Bond yields have gained some momentum as of late, with the global markets reacting to the progress on the COVID-19 vaccine front and economic data that has been mostly positive but showing signs of deceleration, though concerns remain regarding the implications of some reinstated restrictions on activity as virus cases surge in the U.S. and Europe.
Schwab's Chief Fixed Income Strategist Kathy Jones notes in her latest 2021 Fixed Income Outlook: Calmer Waters, how we see the potential for 10-year Treasury bond yields to trade in a range of 1% to as high as 1.6% in 2021, reflecting the prospects for real economic growth to recover at a faster pace.
Please note: all U.S. markets will be closed on Thursday and trade in an abbreviated session on Friday in observance of the Thanksgiving holiday.
Asia and Europe mixed following recent run
European equities closed mixed, as the global markets took a breather from a recent rally on lingering optimism regarding progress on the COVID-19 vaccine/treatment front as well as some clarity on the U.S. political picture. Financials and Energy sectors gave back a recent surge that came from optimism of a potential global economic recovery after virus vaccines are deployed. The euro and British pound ticked higher versus the U.S. dollar. Bond yields in the region were mostly lower. Schwab's Chief Global Investment Strategist Jeffrey Kleintop, CFA, provides his 2021 Global Outlook: New Cycle, New Leadership, noting how we expect a near-term economic double-dip for the global economy to give way to a vaccine-led broad recovery in 2021.
The U.K. FTSE 100 Index was down 0.6%, while France's CAC-40 Index rose 0.2%, Spain's IBEX 35 Index gained 0.3%, Italy's FTSE MIB Index advanced 0.7%, and Germany's DAX Index as well as Switzerland's Swiss Market Index were little changed.
Stocks in Asia finished mixed as the markets digest the recent rise in the global markets on further progress in combating COVID-19 and as the U.S. political front became clearer, which has fostered demand for sectors that are economically sensitive and have underperformed, notably Financials and Energy. Also, the markets appeared to grapple with the likelihood of some rough global economic waters in the near-term until broad-based distribution of multiple vaccine candidates comes to fruition. Japan's Nikkei 225 Index gained 0.5%, with the yen modestly recovering some of yesterday's decline, while China's Shanghai Composite Index fell 1.2%. South Korea's Kospi Index declined 0.6% and Australia's S&P/ASX 200 Index advanced 0.6%. The Hong Kong Hang Seng Index traded 0.3% higher but India's S&P BSE Sensex 30 Index dropped 1.6%. As noted in the latest Schwab Market Perspective: Vaccine News Improves Outlook, encouraging vaccine news has raised hopes for a quicker pace of economic recovery. Although some COVID-19-related restrictions have been reinstated around the globe, they may have less of an overall economic impact than the spring lockdowns.
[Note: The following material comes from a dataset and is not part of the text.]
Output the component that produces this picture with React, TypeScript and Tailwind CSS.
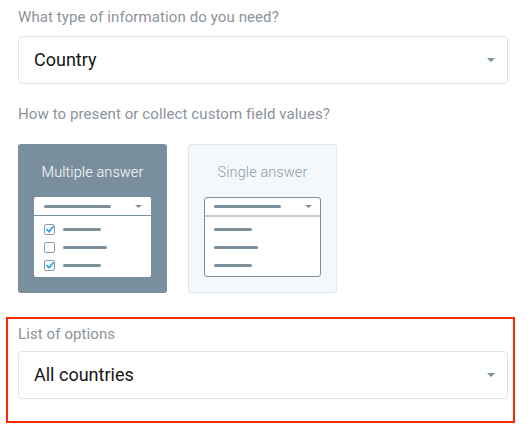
import React from 'react'

function Caret({ className = '' }: { className?: string }) {
  return (
    <svg width="8" height="4" viewBox="0 0 8 4" className={className}>
      <path d="M0 0h8L4 4z" fill="#7b8f9d" />
    </svg>
  )
}

function Select({ value }: { value: string }) {
  return (
    <div className="flex h-[48px] items-center justify-between rounded-[4px] border border-[#dfe3e7] bg-white pl-[15px] pr-[12px]">
      <span className="text-[18px] leading-none text-[#151515]">{value}</span>
      <Caret />
    </div>
  )
}

function Check({ on }: { on: boolean }) {
  return (
    <span className="flex h-[11px] w-[11px] items-center justify-center rounded-[2px] border border-[#8a9cab] bg-white">
      {on && (
        <svg width="8" height="7" viewBox="0 0 8 7">
          <path d="M1 3.6l2 2L7 1" fill="none" stroke="#2ea3f2" strokeWidth="1.8" strokeLinecap="round" />
        </svg>
      )}
    </span>
  )
}

function Line({ w }: { w: number }) {
  return <span className="block h-[3px] rounded-full bg-[#7b8f9d]" style={{ width: w }} />
}

function MiniDropdown({ checks }: { checks: boolean }) {
  const rows = [38, 44, 38]
  return (
    <div
      className={
        checks
          ? 'mx-auto h-[80px] w-[117px] rounded-[2px] bg-white'
          : 'mx-auto h-[80px] w-[117px] rounded-[3px] border border-[#7b8f9d] bg-white'
      }
    >
      <div
        className={
          checks
            ? 'flex h-[19px] items-center justify-between border-b border-[#7a8f9e] pl-[10px] pr-[9px]'
            : 'flex h-[19px] items-center justify-between border-b-2 border-[#c3ccd2] pl-[9px] pr-[8px]'
        }
      >
        <Line w={67} />
        <svg width="7" height="3" viewBox="0 0 7 3">
          <path d="M0 0h7L3.5 3z" fill="#7b8f9d" />
        </svg>
      </div>
      <div className={checks ? 'flex flex-col gap-[7px] pl-[10px] pt-[8px]' : 'flex flex-col gap-[15px] pl-[9px] pt-[11px]'}>
        {rows.map((w, i) => (
          <div key={i} className="flex items-center gap-[8px]">
            {checks && <Check on={i !== 1} />}
            <Line w={w} />
          </div>
        ))}
      </div>
    </div>
  )
}

export default function App() {
  return (
    <div className="h-[432px] w-[532px] bg-white font-['Roboto',sans-serif]">
      <div className="pl-[18px] pr-[24px] pt-[7px]">
        <p className="text-[15px] leading-[20px] tracking-[0.1px] text-[#8c929a]">What type of information do you need?</p>
        <div className="mt-[9px]">
          <Select value="Country" />
        </div>

        <p className="mt-[20px] text-[15px] leading-[20px] tracking-[0.1px] text-[#8c929a]">
          How to present or collect custom field values?
        </p>

        <div className="mt-[20px] flex gap-[21px]">
          <div className="h-[149px] w-[149px] rounded-[3px] bg-[#7a8f9e] pt-[19px]">
            <p className="text-center text-[14.5px] font-light leading-[20px] tracking-[0.1px] text-white">Multiple answer</p>
            <div className="mt-[14px]">
              <MiniDropdown checks />
            </div>
          </div>
          <div className="h-[149px] w-[149px] rounded-[3px] border border-[#e2e7eb] bg-[#f5f8fa] pt-[18px]">
            <p className="text-center text-[14.5px] font-light leading-[20px] tracking-[0.1px] text-[#8a9cab]">Single answer</p>
            <div className="mt-[14px]">
              <MiniDropdown checks={false} />
            </div>
          </div>
        </div>
      </div>

      <div className="ml-[6px] mt-[24px] w-[509px] border-2 border-[#ff2a00] pb-[22px] pl-[10px] pr-[5px] pt-[5px]">
        <p className="text-[15px] leading-[20px] tracking-[0.1px] text-[#8c929a]">List of options</p>
        <div className="mt-[7px]">
          <Select value="All countries" />
        </div>
      </div>
    </div>
  )
}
Tomorrow’s international economic calendar includes Australian capital expenditure, the Bank of Korea Repo rate, leading index figures from Japan, German and French consumer confidence data, and M3 information from the Eurozone.
Friday’s international calendar will offer Japanese CPI and trade data, followed by French inflation and GDP data as well as Eurozone confidence numbers.